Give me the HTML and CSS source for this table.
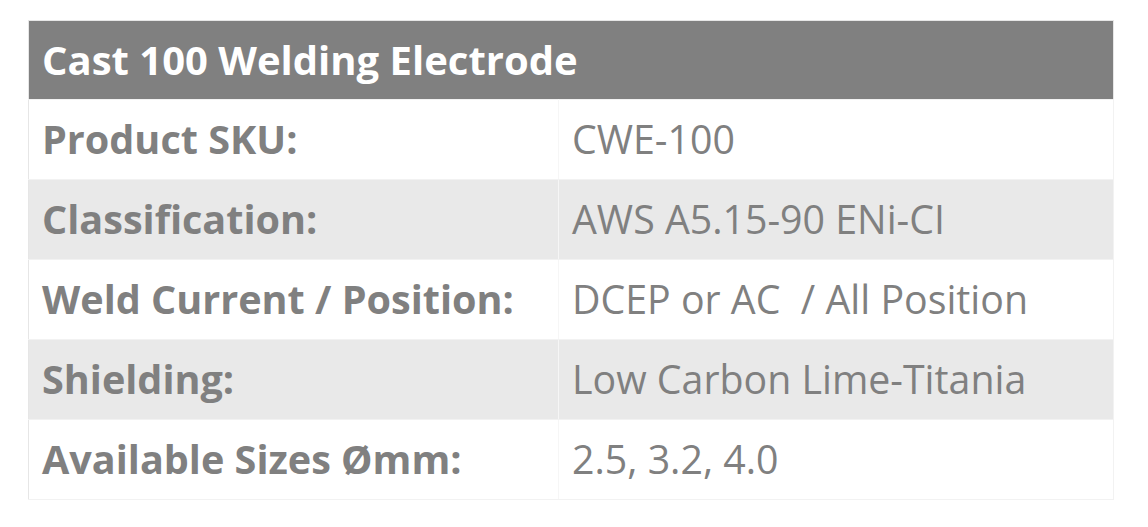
FILE: index.html
```html
<!DOCTYPE html>
<html>
<head>
<meta charset="utf-8">
<link rel="stylesheet" href="styles.css">
</head>
<body>
<table class="spec">
  <colgroup>
    <col class="col-label">
    <col class="col-value">
  </colgroup>
  <thead>
    <tr><th colspan="2" class="title">Cast 100 Welding Electrode</th></tr>
  </thead>
  <tbody>
    <tr class="row"><td class="label">Product SKU:</td><td class="value">CWE-100</td></tr>
    <tr class="row alt"><td class="label">Classification:</td><td class="value">AWS A5.15-90 ENi-CI</td></tr>
    <tr class="row"><td class="label">Weld Current / Position:</td><td class="value">DCEP or AC&nbsp; / All Position</td></tr>
    <tr class="row alt"><td class="label">Shielding:</td><td class="value">Low Carbon Lime-Titania</td></tr>
    <tr class="row"><td class="label">Available Sizes Ømm:</td><td class="value">2.5, 3.2, 4.0</td></tr>
  </tbody>
</table>
</body>
</html>
```
FILE: styles.css
```css
html, body {
  margin: 0;
  padding: 0;
  background: #ffffff;
}
body {
  padding: 20px 0 0 28px;
  font-family: "Open Sans", "Noto Sans", sans-serif;
}
.spec {
  width: 1086px;
  border-collapse: collapse;
  border: 1px solid #e6e6e6;
  table-layout: fixed;
}
.col-label {
  width: 530px;
}
.title {
  background: #808080;
  color: #ffffff;
  font-weight: 700;
  font-size: 40px;
  text-align: left;
  height: 78px;
  padding: 0 13px;
  line-height: 1;
}
.row td {
  height: 80px;
  box-sizing: border-box;
  padding: 0 13px;
  color: #808080;
  line-height: 1;
  border: 1px solid #f2f2f2;
  border-left: none;
}
.row td:first-child {
  border-right: 1px solid #f6f6f6;
}
.row.alt td {
  background: #e9e9e9;
}
.label {
  font-weight: 700;
  font-size: 39.6px;
}
.value {
  font-weight: 400;
  font-size: 39.3px;
}
```
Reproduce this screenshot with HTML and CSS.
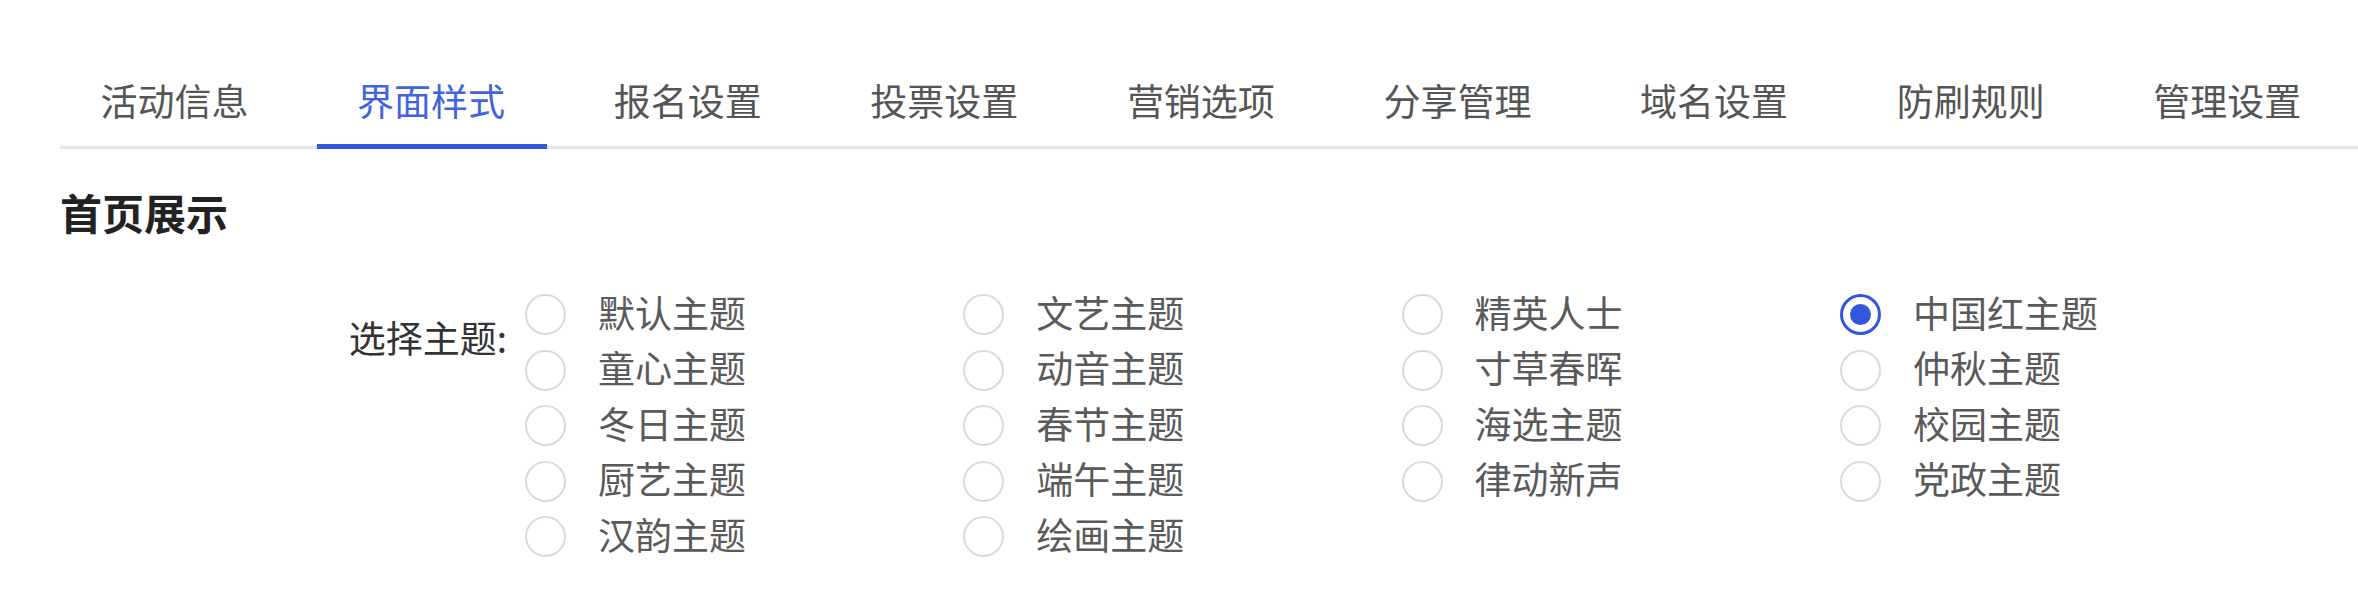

# Problem to solve
Transcribe the full listing above exactly, with the images removed.

# Correct result
Give me the HTML and CSS source for this table.
FILE: index.html
```html
<!DOCTYPE html>
<html>
<head>
<meta charset="utf-8">
<link rel="stylesheet" href="styles.css">
</head>
<body>
<table class="spec">
  <colgroup>
    <col class="col-label">
    <col class="col-value">
  </colgroup>
  <thead>
    <tr><th colspan="2" class="title">Cast 100 Welding Electrode</th></tr>
  </thead>
  <tbody>
    <tr class="row"><td class="label">Product SKU:</td><td class="value">CWE-100</td></tr>
    <tr class="row alt"><td class="label">Classification:</td><td class="value">AWS A5.15-90 ENi-CI</td></tr>
    <tr class="row"><td class="label">Weld Current / Position:</td><td class="value">DCEP or AC&nbsp; / All Position</td></tr>
    <tr class="row alt"><td class="label">Shielding:</td><td class="value">Low Carbon Lime-Titania</td></tr>
    <tr class="row"><td class="label">Available Sizes Ømm:</td><td class="value">2.5, 3.2, 4.0</td></tr>
  </tbody>
</table>
</body>
</html>
```
FILE: styles.css
```css
html, body {
  margin: 0;
  padding: 0;
  background: #ffffff;
}
body {
  padding: 20px 0 0 28px;
  font-family: "Open Sans", "Noto Sans", sans-serif;
}
.spec {
  width: 1086px;
  border-collapse: collapse;
  border: 1px solid #e6e6e6;
  table-layout: fixed;
}
.col-label {
  width: 530px;
}
.title {
  background: #808080;
  color: #ffffff;
  font-weight: 700;
  font-size: 40px;
  text-align: left;
  height: 78px;
  padding: 0 13px;
  line-height: 1;
}
.row td {
  height: 80px;
  box-sizing: border-box;
  padding: 0 13px;
  color: #808080;
  line-height: 1;
  border: 1px solid #f2f2f2;
  border-left: none;
}
.row td:first-child {
  border-right: 1px solid #f6f6f6;
}
.row.alt td {
  background: #e9e9e9;
}
.label {
  font-weight: 700;
  font-size: 39.6px;
}
.value {
  font-weight: 400;
  font-size: 39.3px;
}
```
Reproduce this screenshot with HTML and CSS.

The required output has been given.